C'è poi il libro del Noma, il ristorante al quale Carmen s'ispira. Noma - Time and Place in Nordic Cousine, con le sue pagine immacolate e le ricette perfette su sfondo asettico, impaginate come fossero opere d'arte, vaga per la cucina imbrattandosi e finendo per terra. Sembra totalmente fuori posto, eppure chi lo guarda rimane ispirato, perché è la prova che la cucina non è solo un lavoro con cui pagare l'affitto, da fare male e svogliatamente. La cucina è arte.
Il senso di tutto
The Bear non è una serie di denuncia, non a mio parere. Descrive il mondo della cucina in modo essenziale e crudo, ma non per creare scalpore. L'ho guardato cercando una retorica o tentando di scorgervi una morale, ma non ci sono. È solo una storia. Come racconta della squallida cucina di una tavola calda, si dedica anche, seppur in maniera frammentata, all'immacolato universo delle cucine professionali, quelle dei ristoranti stellati, dove ciascun piatto viene rifinito con cura maniacale. Esistono entrambi i mondi e deve essere così. Fanno schifo e sono affascinanti entrambi, per ragioni totalmente diverse.

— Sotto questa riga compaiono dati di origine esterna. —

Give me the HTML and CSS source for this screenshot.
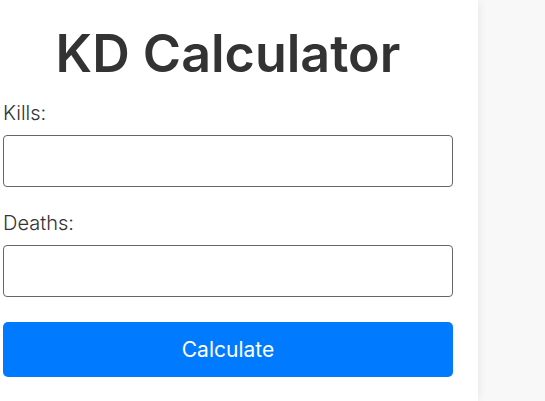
FILE: index.html
```html
<!DOCTYPE html>
<html lang="en">
<head>
<meta charset="utf-8">
<title>KD Calculator</title>
<link rel="stylesheet" href="styles.css">
</head>
<body>
<div class="page">
  <main class="card">
    <h1 class="title">KD Calculator</h1>
    <form class="form">
      <label class="label" for="kills">Kills:</label>
      <input class="field" id="kills" type="number">
      <label class="label" for="deaths">Deaths:</label>
      <input class="field" id="deaths" type="number">
      <button class="btn" type="button">Calculate</button>
    </form>
  </main>
</div>
</body>
</html>
```

FILE: styles.css
```css
html, body {
  margin: 0;
  padding: 0;
  height: 100%;
}
body {
  background: #f8f8f8;
  font-family: "Inter", "Open Sans", sans-serif;
  color: #333;
  overflow: hidden;
}
.page {
  display: flex;
  height: 100%;
}
.card {
  width: 450px;
  margin-left: -22px;
  padding: 0 25px;
  background: #fff;
  box-shadow: 0 0 10px rgba(0, 0, 0, 0.08);
  display: flex;
  flex-direction: column;
}
.title {
  margin: 24px 0 0;
  font-size: 52px;
  line-height: 60px;
  font-weight: 600;
  text-align: center;
  color: #333;
}
.form {
  display: flex;
  flex-direction: column;
  margin-top: 16px;
}
.label {
  font-size: 20px;
  line-height: 26px;
  font-weight: 300;
  color: #333;
  margin-bottom: 9px;
}
.field {
  height: 52px;
  box-sizing: border-box;
  border: 1px solid #666;
  border-radius: 4px;
  margin: 0 0 23px;
  padding: 0 10px;
  font: inherit;
}
.btn {
  margin-top: 2px;
  height: 55px;
  border: none;
  border-radius: 5px;
  background: #007bff;
  color: #fff;
  font-family: inherit;
  font-size: 21px;
  font-weight: 400;
}
```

Allo stesso tempo è un assaggio di quanto il mondo della cucina possa essere psicologicamente violento, stressante e traumatico.
Il cibo perde quella sacralità con cui l'abbiamo visto attraverso lo schermo negli ultimi anni, per lasciare più spazio alla verità. Nonostante questo, rimane un potente mezzo d'espressione, capace di rabbonire lo spirito, unirci alle persone care anche dopo la morte e, quasi sicuramente, salvarci.